Deep Learning Accelerated FDFD Simulations in Context of Inverse-Design Algorithms

Schulte, Lukas;Butz, Marco; Schuck, Carsten

Zusammenfassung

Deep learning (DL) methods have shown tremendous success in various disciplines related to the design of photonic integrated circuit components. Similarly, DL may be used to accelerate electromagnetic first-order simulations. To numerically access the photonic properties of metamaterials requires efficient electromagnetic simulation algorithms. In order to simulate the propagation of light through nanophotonic devices, various numerical methods, such as the finite-difference frequency-domain method (FDFD), have been developed. Requiring to solve large sparse linear systems iteratively, these methods come at the cost of being computationally expensive processes.
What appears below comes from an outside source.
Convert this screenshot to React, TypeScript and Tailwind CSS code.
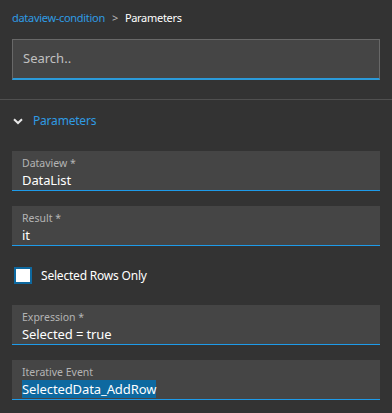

Here, we show how DL can be employed to decrease the computational effort of consecutive FDFD simulations, for example, encountered in inverse-design algorithms. Leveraging the U-Net architecture our method is capable of predicting the electromagnetic response of a nanophotonic device. We use this prediction as a starting point for iterative refinement using FDFD simulation, thus decreasing the required iteration and computation time drastically. Hereby, we minimize the overall time required by inverse-design algorithms to reach convergence and thus enable more efficient and compact device layouts.